Однако в другом отношении существует оппозиция между философией и символикой, если понимать последнюю в более ограниченном смысле, обычно придаваемом ей, — именно его мы придерживаемся, рассматривая символику как характерную особенность традиционных доктрин; эта оппозиция состоит в том, что философия, как и все, что выражается в обычных языковых формах, по сути аналитична, тогда как символика по преимуществу синтетична. Форма языка, по определению, «дискурсивна», как и человеческий рассудок, чьим орудием она является и чье действие воспроизводит со всей возможной точностью. Напротив, символика как таковая поистине «интуитивна»; и вполне естественно, что в силу этого она несравнимо более пригодна, нежели язык, к тому, чтобы служить точкой опоры для интеллектуальной и сверхрациональной интуиции; вот почему она представляет собой преимущественный способ выражения всего инициатического учения. Что касается философии, то она являет собой, скажем так, тип дискурсивной мысли (это, разумеется, не означает, что всякая дискурсивная мысль носит специфически философский характер), и это накладывает на нее ограничения, от которых она не в силах избавиться; напротив, символика, как опора трансцендентной интуиции, открывает поистине безграничные возможности.
Философия, в силу ее дискурсивного характера, — вещь исключительно рациональная: ведь дискурсивность — это характерная черта разума как такового; область философии и ее возможности не могут, следовательно, простираться за пределы того, чего способен достичь разум; и разве она не представляет собой лишь определенный, достаточно специфический метод использования этой способности, так как из самого факта существования различных наук следует, что в сфере рационального знания есть много вещей, не относящихся к философии. Впрочем, речь не идет об оспаривании ценности разума в его собственной области, коль скоро он не пытается выходить за ее пределы; [133] но эта ценность относительна, как и сама эта область; впрочем, разве слово «рацио» первоначально не означало «отношение»? В известных пределах мы даже не оспариваем легитимность диалектики, хотя философы слишком ею злоупотребляют; но во всяком случае диалектика — это лишь средство, а не цель сама по себе, и, сверх того, средство, применимое не ко всему без различия; но чтобы уяснить это, надо выйти за рамки диалектики — а этого нельзя сделать, оставаясь философом.
133
В связи с этим обратим внимание, что «сверхрациональное» отнюдь не является синонимом «иррационального»: то, что выше разума, нисколько ему не противоположно, но попросту ускользает от него.

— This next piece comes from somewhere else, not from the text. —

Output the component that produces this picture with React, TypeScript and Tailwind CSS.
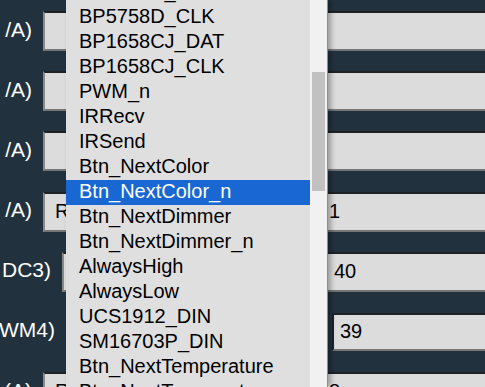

Даже если допустить, что философия заходит столь далеко, сколь это возможно для нее теоретически, — скажем, до пределов области разума, — это, по правде, еще очень мало; ведь, согласно евангельскому выражению, «одно только нужно»; и оно-то всегда остается для нее недоступно, поскольку находится над и за пределами всякого рационального знания. Что под силу философу с его дискурсивными методами перед лицом невыразимого, которое — как мы объясняли выше — есть тайна, в самом истинном и глубоком смысле этого слова? Напротив, основная функция символики, повторим еще раз, — дать почувствовать это невыразимое, обеспечить опору, которая позволит интеллектуальной интуиции действительно достичь его; кто из осознавших это осмелился бы отрицать огромное преимущество символики и усомниться в том, что ее значение неизмеримо превосходит значение любой возможной философии? Сколь бы совершенной и превосходной в своем роде ни была философия (а допуская это, мы имеем в виду не современную философию), это всего лишь «солома», по выражению святого Фомы Аквинского, который, однако, следует признать, не умалял сверх меры значение философской мысли, но во всяком случае сознавал ее пределы.